INSTRUCTIONS FOR THE TASK:
Search the entries for the word "this" and pull out each line that has it.

ENTRIES:
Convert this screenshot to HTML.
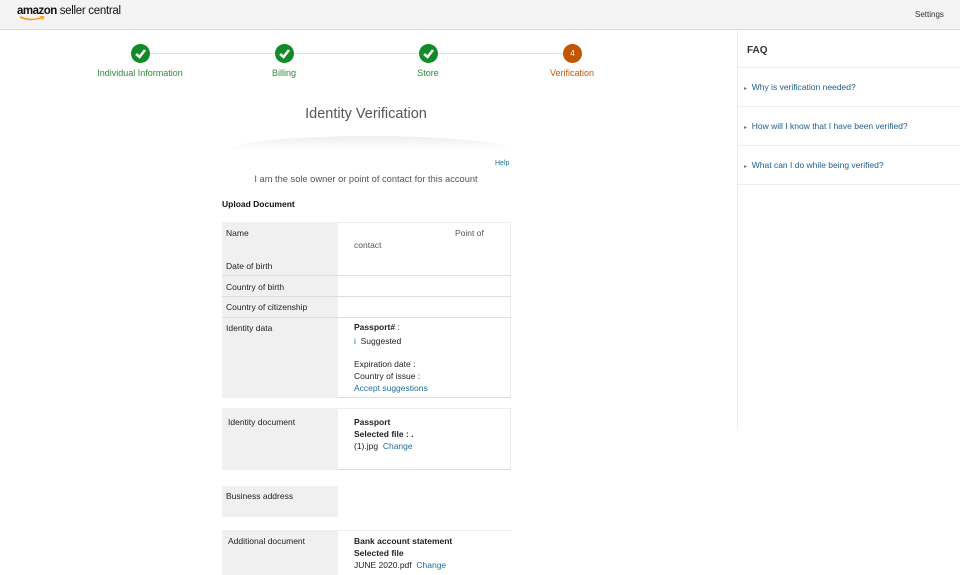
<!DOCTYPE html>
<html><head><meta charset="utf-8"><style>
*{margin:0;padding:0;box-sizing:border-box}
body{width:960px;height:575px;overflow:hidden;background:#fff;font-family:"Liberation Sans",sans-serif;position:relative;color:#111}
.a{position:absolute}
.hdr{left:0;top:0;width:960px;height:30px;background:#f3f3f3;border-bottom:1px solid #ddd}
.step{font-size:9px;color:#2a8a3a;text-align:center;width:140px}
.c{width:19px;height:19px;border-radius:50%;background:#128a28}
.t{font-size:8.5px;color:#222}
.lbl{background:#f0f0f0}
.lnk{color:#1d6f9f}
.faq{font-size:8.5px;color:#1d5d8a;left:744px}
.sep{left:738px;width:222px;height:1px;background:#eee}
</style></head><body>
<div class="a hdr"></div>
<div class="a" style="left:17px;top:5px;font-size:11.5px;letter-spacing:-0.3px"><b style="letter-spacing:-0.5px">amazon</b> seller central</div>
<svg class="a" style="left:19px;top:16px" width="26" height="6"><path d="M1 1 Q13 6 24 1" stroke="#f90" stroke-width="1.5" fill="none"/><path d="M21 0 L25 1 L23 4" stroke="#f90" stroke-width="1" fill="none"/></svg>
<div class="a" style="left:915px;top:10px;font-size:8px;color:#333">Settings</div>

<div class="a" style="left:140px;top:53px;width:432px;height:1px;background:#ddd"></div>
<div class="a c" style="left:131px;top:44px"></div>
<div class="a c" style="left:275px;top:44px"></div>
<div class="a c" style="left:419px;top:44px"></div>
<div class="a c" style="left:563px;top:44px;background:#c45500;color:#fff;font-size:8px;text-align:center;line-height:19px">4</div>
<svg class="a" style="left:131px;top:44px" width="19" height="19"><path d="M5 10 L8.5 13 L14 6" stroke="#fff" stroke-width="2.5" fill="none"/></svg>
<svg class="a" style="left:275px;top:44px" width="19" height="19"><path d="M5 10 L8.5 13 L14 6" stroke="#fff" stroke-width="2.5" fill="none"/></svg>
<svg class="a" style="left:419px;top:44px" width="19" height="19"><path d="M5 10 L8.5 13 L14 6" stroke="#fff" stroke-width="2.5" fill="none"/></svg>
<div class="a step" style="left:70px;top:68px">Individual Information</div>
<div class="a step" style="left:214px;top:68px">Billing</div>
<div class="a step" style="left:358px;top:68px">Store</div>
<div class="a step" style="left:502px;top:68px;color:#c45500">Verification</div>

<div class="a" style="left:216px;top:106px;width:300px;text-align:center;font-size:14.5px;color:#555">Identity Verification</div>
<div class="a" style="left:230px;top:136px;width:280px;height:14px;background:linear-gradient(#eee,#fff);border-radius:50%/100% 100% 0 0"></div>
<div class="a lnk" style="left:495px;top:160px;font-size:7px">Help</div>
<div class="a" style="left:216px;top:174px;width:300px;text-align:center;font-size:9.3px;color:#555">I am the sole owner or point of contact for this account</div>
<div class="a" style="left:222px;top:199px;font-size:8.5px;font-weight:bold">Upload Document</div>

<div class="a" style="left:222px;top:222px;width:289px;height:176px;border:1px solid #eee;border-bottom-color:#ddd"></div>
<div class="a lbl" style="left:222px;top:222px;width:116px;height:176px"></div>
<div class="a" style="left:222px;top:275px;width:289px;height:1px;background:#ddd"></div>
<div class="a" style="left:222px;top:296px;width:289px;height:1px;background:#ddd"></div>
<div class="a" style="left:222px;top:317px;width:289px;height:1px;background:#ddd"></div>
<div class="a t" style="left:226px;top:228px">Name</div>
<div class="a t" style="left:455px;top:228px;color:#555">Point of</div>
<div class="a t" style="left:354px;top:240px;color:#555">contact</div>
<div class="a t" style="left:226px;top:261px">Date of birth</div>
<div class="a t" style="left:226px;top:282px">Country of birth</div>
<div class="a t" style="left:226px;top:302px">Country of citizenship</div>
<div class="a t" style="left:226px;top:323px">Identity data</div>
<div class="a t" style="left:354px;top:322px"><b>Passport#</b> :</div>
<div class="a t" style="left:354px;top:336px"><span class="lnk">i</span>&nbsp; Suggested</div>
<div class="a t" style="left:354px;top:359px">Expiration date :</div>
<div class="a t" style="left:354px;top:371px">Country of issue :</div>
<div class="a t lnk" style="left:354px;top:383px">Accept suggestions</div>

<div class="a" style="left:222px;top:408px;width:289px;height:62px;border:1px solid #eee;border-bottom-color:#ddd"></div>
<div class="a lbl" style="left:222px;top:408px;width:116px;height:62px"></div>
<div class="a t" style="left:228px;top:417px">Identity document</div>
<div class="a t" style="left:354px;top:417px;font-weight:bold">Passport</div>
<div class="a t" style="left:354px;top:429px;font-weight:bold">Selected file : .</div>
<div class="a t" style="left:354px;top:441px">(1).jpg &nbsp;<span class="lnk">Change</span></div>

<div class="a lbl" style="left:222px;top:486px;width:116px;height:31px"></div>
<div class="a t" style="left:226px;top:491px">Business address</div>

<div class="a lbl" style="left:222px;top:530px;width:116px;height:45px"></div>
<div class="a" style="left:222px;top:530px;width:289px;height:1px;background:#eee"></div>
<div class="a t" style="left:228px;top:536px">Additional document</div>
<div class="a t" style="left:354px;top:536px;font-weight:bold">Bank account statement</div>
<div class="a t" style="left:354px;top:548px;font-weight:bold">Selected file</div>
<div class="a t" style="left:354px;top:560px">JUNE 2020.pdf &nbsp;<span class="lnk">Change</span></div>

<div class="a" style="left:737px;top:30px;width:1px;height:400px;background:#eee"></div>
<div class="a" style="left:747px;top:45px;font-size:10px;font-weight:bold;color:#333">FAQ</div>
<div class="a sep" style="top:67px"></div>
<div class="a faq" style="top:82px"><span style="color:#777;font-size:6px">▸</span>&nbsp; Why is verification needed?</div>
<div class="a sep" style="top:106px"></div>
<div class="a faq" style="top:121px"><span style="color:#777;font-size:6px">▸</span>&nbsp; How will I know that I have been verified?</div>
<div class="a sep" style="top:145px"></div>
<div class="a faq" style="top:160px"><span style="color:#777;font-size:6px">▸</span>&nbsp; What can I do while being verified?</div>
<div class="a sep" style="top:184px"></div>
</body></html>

...

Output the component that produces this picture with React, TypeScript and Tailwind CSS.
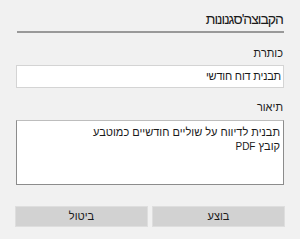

EXERCISE RESPONSE:
Convert this screenshot to HTML.
<div class="a" style="left:216px;top:174px;width:300px;text-align:center;font-size:9.3px;color:#555">I am the sole owner or point of contact for this account</div>
Output the component that produces this picture with React, TypeScript and Tailwind CSS.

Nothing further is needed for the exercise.